Проблема разграничения свидетельства и лжесвидетельства – это очень больная проблема. Я не вижу простых способов ее решения231.
С этим суждением трудно не согласиться.
Торжественные слова Ахматовой, оторванные от первоначального источника, прошли через несколько рук, приобретая при этом все более сомнительный статус. В конечном счете оказывается, что ни поэт (в данном случае Ахматова), ни мемуарист вовсе не всегда прав. Как ясно из этого примера, перед советскими мемуаристами стоит серьезная этическая и эпистемологическая проблема.
«Конечно, шестьдесят четвертый отнюдь не тридцать седьмой, но…»
Чуковская и Ахматова не раз сравнивали «новую эпоху», после Сталина, и тридцатые годы и прежде всего сравнивали свои реакции и переживания.
В 1958 году политическая кампания против Пастернака была для них страшным напоминанием не только о продолжавшейся опасности, но и о прежнем страхе.
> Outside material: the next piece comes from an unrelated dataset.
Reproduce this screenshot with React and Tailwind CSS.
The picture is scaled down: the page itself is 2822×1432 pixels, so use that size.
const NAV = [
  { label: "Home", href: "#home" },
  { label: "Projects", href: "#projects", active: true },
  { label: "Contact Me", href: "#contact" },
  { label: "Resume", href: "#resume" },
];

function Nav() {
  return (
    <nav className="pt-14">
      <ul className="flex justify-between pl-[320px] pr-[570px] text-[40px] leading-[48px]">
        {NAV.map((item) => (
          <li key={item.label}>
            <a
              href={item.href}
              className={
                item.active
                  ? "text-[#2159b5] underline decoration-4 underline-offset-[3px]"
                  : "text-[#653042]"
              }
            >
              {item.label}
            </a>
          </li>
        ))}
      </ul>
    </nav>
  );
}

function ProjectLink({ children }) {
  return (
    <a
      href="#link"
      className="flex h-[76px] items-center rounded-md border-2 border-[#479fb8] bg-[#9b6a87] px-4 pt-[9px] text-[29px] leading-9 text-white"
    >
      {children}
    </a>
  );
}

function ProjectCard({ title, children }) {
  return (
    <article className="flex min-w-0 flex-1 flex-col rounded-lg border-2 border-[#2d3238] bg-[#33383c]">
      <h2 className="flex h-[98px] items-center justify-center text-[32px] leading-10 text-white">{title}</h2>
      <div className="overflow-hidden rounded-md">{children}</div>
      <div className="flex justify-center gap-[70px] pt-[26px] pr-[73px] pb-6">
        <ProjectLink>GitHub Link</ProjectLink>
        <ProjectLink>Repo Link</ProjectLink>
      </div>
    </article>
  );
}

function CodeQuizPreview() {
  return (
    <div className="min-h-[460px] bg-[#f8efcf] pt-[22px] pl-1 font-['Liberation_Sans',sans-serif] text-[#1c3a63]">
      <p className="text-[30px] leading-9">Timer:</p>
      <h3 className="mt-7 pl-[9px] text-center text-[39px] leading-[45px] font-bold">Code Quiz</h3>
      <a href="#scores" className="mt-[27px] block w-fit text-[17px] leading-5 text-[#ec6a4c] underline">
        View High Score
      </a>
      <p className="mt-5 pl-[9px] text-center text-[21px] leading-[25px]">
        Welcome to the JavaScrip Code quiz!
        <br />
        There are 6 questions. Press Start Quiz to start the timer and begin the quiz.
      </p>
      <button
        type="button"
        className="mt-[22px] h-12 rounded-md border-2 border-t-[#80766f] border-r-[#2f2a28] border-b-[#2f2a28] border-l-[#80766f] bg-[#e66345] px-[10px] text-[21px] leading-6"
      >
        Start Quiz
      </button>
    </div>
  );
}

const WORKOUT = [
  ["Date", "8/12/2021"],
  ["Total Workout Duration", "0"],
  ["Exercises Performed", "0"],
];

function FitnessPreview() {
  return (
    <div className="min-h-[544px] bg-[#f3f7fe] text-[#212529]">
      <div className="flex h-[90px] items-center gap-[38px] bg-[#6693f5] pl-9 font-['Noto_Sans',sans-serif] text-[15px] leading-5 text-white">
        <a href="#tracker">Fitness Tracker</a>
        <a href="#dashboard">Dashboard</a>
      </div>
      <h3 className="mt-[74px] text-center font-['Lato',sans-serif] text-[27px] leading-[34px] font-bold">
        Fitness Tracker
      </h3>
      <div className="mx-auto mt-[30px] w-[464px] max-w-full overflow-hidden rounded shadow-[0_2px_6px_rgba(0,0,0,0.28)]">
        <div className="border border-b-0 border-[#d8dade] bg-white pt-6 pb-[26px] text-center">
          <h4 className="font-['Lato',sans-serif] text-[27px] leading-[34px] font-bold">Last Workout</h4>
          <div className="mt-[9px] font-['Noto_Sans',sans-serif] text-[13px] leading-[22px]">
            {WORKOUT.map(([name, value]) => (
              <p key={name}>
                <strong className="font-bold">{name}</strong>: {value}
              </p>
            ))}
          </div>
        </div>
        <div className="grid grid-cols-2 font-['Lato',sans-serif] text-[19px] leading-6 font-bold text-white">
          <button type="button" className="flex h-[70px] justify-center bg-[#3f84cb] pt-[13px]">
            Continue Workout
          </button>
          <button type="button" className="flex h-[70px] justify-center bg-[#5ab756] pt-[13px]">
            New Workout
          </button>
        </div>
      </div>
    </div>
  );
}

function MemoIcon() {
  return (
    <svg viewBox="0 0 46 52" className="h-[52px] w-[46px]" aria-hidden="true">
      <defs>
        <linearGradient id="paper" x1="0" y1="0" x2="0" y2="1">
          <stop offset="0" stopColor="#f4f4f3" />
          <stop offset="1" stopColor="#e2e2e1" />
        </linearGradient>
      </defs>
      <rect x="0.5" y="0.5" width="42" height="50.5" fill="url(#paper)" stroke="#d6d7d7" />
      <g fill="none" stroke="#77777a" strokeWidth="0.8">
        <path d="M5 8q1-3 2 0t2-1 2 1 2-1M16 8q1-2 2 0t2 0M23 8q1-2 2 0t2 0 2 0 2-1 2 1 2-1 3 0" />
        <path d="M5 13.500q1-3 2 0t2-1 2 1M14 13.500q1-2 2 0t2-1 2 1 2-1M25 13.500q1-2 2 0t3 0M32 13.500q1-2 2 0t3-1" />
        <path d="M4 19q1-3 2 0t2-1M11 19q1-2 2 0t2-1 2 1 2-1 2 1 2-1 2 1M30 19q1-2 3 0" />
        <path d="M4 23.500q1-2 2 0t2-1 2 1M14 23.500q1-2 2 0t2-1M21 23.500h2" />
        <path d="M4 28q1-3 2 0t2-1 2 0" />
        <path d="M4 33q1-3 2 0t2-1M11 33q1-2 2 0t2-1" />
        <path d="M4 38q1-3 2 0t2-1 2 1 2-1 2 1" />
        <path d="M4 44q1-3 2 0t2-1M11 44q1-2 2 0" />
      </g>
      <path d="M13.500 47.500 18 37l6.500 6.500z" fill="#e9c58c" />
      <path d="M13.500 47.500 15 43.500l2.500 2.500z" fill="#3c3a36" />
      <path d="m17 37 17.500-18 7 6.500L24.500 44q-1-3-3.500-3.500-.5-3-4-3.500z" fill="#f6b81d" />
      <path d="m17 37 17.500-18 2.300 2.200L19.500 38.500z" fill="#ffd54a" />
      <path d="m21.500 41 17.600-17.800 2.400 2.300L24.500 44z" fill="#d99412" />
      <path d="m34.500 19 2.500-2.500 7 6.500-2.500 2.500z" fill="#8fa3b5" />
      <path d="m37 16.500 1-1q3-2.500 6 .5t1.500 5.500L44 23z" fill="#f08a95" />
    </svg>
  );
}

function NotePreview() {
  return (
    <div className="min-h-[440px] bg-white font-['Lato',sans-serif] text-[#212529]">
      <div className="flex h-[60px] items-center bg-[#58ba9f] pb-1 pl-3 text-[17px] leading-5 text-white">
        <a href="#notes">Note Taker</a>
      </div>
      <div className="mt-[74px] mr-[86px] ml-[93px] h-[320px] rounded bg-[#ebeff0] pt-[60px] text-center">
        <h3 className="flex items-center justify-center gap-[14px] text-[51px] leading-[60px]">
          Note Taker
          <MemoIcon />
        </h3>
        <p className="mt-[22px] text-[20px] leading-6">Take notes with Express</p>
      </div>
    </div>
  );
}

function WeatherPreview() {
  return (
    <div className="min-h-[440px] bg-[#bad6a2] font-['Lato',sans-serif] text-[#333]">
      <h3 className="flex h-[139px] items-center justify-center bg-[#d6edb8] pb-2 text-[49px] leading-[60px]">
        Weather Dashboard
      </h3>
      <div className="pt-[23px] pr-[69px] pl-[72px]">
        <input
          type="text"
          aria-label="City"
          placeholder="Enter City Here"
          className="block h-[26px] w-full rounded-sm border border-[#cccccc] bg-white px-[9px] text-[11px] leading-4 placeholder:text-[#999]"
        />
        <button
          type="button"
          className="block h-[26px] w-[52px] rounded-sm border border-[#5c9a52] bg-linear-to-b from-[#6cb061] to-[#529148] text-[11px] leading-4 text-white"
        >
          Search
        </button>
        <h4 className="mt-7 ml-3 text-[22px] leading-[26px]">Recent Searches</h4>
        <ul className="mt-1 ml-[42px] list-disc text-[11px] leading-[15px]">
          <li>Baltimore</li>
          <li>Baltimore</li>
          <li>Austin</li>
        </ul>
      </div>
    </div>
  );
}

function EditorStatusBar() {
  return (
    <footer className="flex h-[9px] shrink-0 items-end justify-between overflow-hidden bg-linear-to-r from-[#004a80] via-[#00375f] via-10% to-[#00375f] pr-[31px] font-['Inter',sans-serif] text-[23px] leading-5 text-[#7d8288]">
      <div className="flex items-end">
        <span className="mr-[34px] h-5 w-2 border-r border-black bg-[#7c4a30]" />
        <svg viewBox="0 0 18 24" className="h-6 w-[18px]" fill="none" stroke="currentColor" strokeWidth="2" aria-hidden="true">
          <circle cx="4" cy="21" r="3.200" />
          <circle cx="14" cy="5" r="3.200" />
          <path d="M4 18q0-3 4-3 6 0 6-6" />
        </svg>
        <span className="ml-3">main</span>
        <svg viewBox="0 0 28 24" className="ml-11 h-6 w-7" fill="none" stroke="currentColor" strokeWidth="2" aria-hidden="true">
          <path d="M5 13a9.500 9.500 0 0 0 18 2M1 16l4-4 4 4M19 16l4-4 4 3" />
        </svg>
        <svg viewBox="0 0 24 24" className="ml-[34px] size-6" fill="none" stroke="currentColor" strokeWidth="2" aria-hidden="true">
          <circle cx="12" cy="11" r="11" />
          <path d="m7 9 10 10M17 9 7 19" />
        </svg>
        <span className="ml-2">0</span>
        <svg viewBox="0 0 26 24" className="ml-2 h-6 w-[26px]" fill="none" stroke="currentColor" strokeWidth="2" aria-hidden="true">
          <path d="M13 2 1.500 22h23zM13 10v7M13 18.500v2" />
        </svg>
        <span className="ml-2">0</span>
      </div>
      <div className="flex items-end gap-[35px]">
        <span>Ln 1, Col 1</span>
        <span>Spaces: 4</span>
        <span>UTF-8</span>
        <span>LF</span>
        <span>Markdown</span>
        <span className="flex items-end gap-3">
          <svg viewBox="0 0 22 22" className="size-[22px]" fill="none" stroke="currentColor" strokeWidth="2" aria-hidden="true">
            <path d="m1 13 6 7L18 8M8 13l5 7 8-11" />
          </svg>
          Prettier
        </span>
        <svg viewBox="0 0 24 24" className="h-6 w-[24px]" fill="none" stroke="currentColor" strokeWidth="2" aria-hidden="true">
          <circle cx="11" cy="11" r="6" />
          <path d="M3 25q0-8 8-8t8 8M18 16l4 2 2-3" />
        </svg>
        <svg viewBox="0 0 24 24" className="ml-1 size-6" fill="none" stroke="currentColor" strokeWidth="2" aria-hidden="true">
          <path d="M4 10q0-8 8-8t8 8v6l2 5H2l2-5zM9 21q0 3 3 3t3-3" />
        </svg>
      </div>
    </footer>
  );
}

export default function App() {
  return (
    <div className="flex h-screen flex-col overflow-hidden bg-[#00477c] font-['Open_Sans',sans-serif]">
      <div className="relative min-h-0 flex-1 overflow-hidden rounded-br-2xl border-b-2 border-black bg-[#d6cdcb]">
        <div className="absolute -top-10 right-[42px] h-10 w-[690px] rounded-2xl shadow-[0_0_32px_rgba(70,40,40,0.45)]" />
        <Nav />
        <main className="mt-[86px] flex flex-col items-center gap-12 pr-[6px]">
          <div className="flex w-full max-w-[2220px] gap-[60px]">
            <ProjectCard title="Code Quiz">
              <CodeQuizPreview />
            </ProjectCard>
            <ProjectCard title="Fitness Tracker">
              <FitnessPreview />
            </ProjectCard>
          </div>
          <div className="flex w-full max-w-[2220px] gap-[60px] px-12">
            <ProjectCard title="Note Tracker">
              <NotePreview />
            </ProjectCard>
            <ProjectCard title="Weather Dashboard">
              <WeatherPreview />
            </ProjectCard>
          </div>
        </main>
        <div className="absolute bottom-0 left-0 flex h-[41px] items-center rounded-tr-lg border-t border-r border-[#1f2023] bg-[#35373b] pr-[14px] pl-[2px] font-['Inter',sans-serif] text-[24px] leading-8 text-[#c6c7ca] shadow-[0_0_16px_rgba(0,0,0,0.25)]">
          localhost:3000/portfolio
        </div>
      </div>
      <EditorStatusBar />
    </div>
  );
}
Парадоксальным образом, в записках за 1938–1942 годы Чуковская прямо не пишет о страхе. Но в 1958‐м Ахматова и Чуковская заговорили о возвращении страха. Чуковская описывает страх, который она чувствовала, подходя к даче Пастернака, ее соседа по Переделкину, 28 октября 1958 года, в день, когда газеты объявили о его исключении из Союза писателей (она думала, что дача находится под наблюдением):
Я шла мимо глухих заборов, по пустой дороге, мимо канавы и поля. Кругом – никого. Но, к стыду моему, страх уже тронул меня своей лапой. Так, наверное, ходят люди по дорогам оккупированной местности: все свое, родное, знакомое и в сущности ничем не измененное, оно вдруг становится источником страха (2: 316).
Чуковская писала о документе об отказе Пастернака от Нобелевской премии, опубликованном в «Правде» 2 ноября: «Письмо это продиктовано страхом». Она добавила: «Страх благородный – не за себя, за судьбы близких – страх высокий, но все-таки страх, и потому читать это письмо тяжело» (2: 332).